A beginning — maybe

Like many writers, I fret and fuss over the beginning of a new book. This one is nothing new. While the ending of the next Nocturnal Lives book gels in the back of my mind, I’ve been plotting and planning the next in the Eerie Side of the Tracks novels. It picks up not long after Light Magic ends and introduces a new character, possibly “the third” Miss Serena references at the end of Light Magic. She is probably the most flawed of the main characters in the series. She also doesn’t deal with Mossy Creek as well as the others have. Here’s a quick (and very rough) excerpt of what might be the opening, or at least part of it:

I stared into my now empty glass and tapped a finger against its rim. I didn’t look up. I didn’t need to. The bartender knew the quicker he gave me another drink, the bigger his tip would be. Now if I could only figure out how to get him to turn down the music. The twangs of a country-western song I didn’t know and never cared if I heard it again filled the air, as thick as the cigarette smoke that hung in the small bar like a cloud. I didn’t care my clothes would reek of the smell come morning. The headache I felt the beginnings of didn’t matter. I was still in Mossy Creek, Texas and much too sober for my liking.

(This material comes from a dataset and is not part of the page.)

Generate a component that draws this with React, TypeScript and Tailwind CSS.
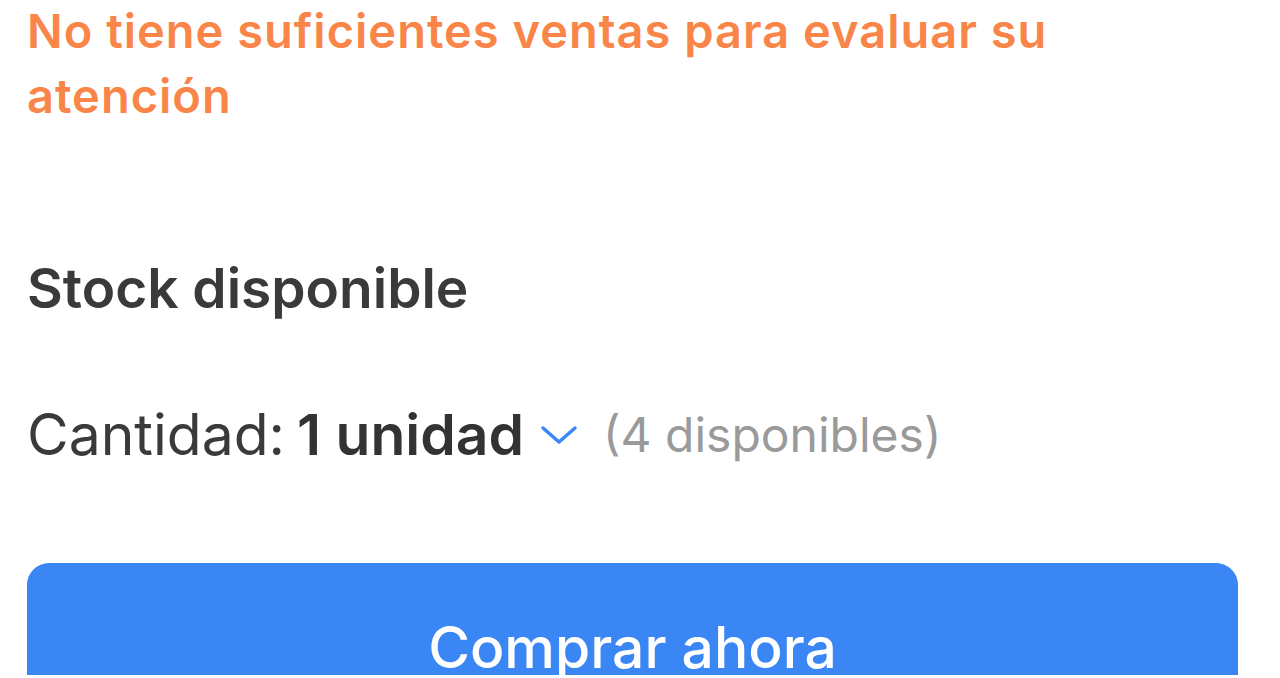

God, why in the hell had I returned?

I looked up, frowning, when the bartender didn’t refill my glass. My right brow arched and I tapped the rim of the glass again. Then I nodded to where my platinum credit card rested next to the cash register. The message was clear. He either poured me another drink or close out my tab. At least then I could go next door to the town’s only liquor store and buy a bottle of good whiskey I could drink in private and away from the bad music and cigarette smoke. Then, come morning, I’d be gone.

And I’d never come back. Twelve hours in town had been more than enough to remind me why I’d left in the first place.

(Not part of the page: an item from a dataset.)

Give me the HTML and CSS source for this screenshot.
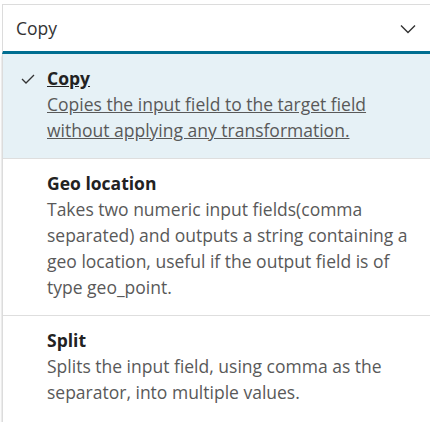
FILE: index.html
```html
<!DOCTYPE html>
<html>
<head>
<meta charset="utf-8">
<link rel="stylesheet" href="styles.css">
</head>
<body>
<div class="wrap">
  <div class="select">
    <span class="value">Copy</span>
    <svg class="chev" width="16" height="10" viewBox="0 0 16 10"><path d="M1 1.5 L8 8.5 L15 1.5" fill="none" stroke="#333" stroke-width="1.4"/></svg>
  </div>
  <ul class="list">
    <li class="item selected">
      <svg class="check" width="14" height="10" viewBox="0 0 14 10"><path d="M1 5 L5 9 L13 1" fill="none" stroke="#333" stroke-width="1.3"/></svg>
      <div class="title">Copy</div>
      <div class="desc">Copies the input field to the target field without applying any transformation.</div>
    </li>
    <li class="item">
      <div class="title">Geo location</div>
      <div class="desc">Takes two numeric input fields(comma separated) and outputs a string containing a geo location, useful if the output field is of type geo_point.</div>
    </li>
    <li class="item">
      <div class="title">Split</div>
      <div class="desc">Splits the input field, using comma as the separator, into multiple values.</div>
    </li>
  </ul>
</div>
</body>
</html>
```

FILE: styles.css
```css
html, body { margin: 0; padding: 0; background: #fff; }
body { font-family: "Open Sans", sans-serif; overflow: hidden; }
.wrap { padding: 4px 0 0 2px; width: 440px; }
.select {
  height: 46px;
  border-top: 1px solid #dcdcdc;
  border-left: 1px solid #dcdcdc;
  border-bottom: 3px solid #006e91;
  display: flex;
  align-items: center;
  padding-left: 13px;
  position: relative;
}
.value { font-size: 17.5px; color: #333; }
.chev { position: absolute; left: 397px; top: 19px; }
.list {
  list-style: none;
  margin: 0;
  padding: 0;
  border-left: 1px solid #dcdcdc;
  box-shadow: 0 2px 2px rgba(0,0,0,0.25);
  width: 429px;
}
.item {
  position: relative;
  padding: 11px 14px 15px 44px;
  border-bottom: 1px solid #dedede;
}
.item:last-child { border-bottom: none; padding-bottom: 17px; }
.item.selected { background: #e6f1f6; }
.title { font-size: 17.5px; font-weight: 700; color: #222; line-height: 26px; }
.desc { font-size: 17.5px; color: #595959; line-height: 26px; }
.selected .title, .selected .desc { text-decoration: underline; }
.selected .title { color: #222; }
.check { position: absolute; left: 18px; top: 20px; }
```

“Don’t you think you’ve had enough?” the bartender asked as he wiped down the bar in front of me.

I looked at him. Through the haze of booze and smoke, I smiled. If he wouldn’t serve me another drink, maybe he’d agree to serve me something else. I needed something to distract me until I could get out of town and he’d certainly fill the bill nicely. Tall, broad chest, narrow waist and blue eyes I could fall into. Of course, there was that pesky wedding band on his finger, damn it.

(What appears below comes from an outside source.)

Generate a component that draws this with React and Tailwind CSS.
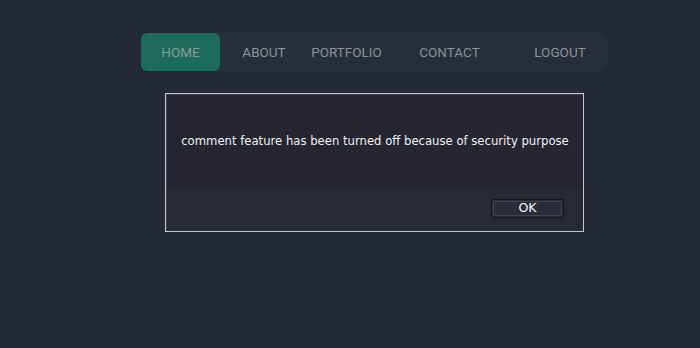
export default function App() {
  return (
    <div className="w-[700px] h-[348px] bg-[#232a35] overflow-hidden relative" style={{ fontFamily: 'Roboto, "Noto Sans", sans-serif' }}>
      <div className="pt-[33px] pl-[141px]">
        <nav className="w-[466px] h-[38px] rounded-[6px] bg-[#262e39] flex items-center text-[13.5px]">
          <div className="w-[79px] h-[38px] rounded-[6px] bg-[#1c6b5b] flex items-center justify-center text-[#8a9a97]">HOME</div>
          <div className="w-[88px] text-center text-[#8c9198]">ABOUT</div>
          <div className="w-[77px] text-center text-[#8c9198]">PORTFOLIO</div>
          <div className="w-[129px] text-center text-[#8c9198]">CONTACT</div>
          <div className="w-[92px] text-center text-[#8c9198]">LOGOUT</div>
        </nav>
      </div>
      <div className="ml-[165px] mt-[22px] w-[419px] h-[139px] border border-[#c3c6cc] bg-[#252631] flex flex-col" style={{ fontFamily: '"DejaVu Sans", sans-serif' }}>
        <div className="border-l border-t border-[#3b3e4a] flex-1 flex flex-col">
          <div className="h-[93px] flex items-center justify-center text-[11.65px] whitespace-nowrap text-[#eef0f5] pt-[1px]">
            comment feature has been turned off because of security purpose
          </div>
          <div className="flex-1 bg-[#272933] flex justify-end items-start pt-[11px] pr-[19px]">
            <div className="w-[73px] h-[19px] border border-[#15161b] rounded-[2px] bg-[#2a2c38] p-[1px]">
              <div className="w-full h-full border border-[#3f4354] rounded-[1px] flex items-center justify-center text-[12.5px] text-[#f2f4f8]">OK</div>
            </div>
          </div>
        </div>
      </div>
    </div>
  );
}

“There is never enough where this town’s concerned,” I said and tapped the rim of my glass again. “Either pour or close me out and I’ll go somewhere else.”

“It’s okay, Brett. We’ve got her.”

I bit back a snarl as a hand closed over my shoulder. I knew the voice and I had no doubt who the “we” she spoke of was. Well, too bad. I had no intention of going with them, no matter what they said. If I couldn’t get a drink here, I’d find some place I could – preferably someplace without “helpful” friends.

“Close me out.”

I didn’t look behind me. Instead, I waited as Brett – funny, he didn’t look like a Brett – rang up my tab and ran my credit card. A moment later, I scrawled my name across the bottom of the slip, adding a tip that wasn’t as generous as it would have been had he poured me another drink. Then I stood, sliding my credit card into my pocket. As if to prove a point, I stared at him for a moment, letting him see I didn’t waver or stagger. Hell, I didn’t even have a buzz on yet. It wasn’t fair. I’d drunk enough to put most people under the table. It would take another couple of drinks to make a dent. That was just one part of what made me “special”, if you want to call it that and, at the moment, I didn’t.

I drew a deep breath and held it for a moment. Then I turned, facing three women around my own age.

“Don’t.”

That was all. Before they could say anything, I pushed past them. I loved them each like sisters. Hell, I’d known two of them my entire life and we’d been as close as sisters growing up. The third had been to Hell and back with me. But, just then, they were the last people I wanted to see. They’d betrayed me and I wasn’t sure I’d ever be able to forgive them.

“Sophie,” Annie Caldwell said as they followed me outside. “Wait.”

“Wait?” I spun to face them.

They stood shoulder-to-shoulder, a united front. There’d been a time when I would have stood with them. Now they joined forces against me, plotting and planning to make me act against my own wishes. Well, to hell with them and to hell with this town. I wasn’t going to fall for any of it.

* * *

It’s just a rough beginning but it lets you know right away that Sophie isn’t happy to be back. Why she left and what brought her back will be explained in the next chapter or two. This time, no family emergency is involved. Friendship, at least that’s what she thought, is the key. However, from the beginning, she wonders if that friendship has led to betrayal.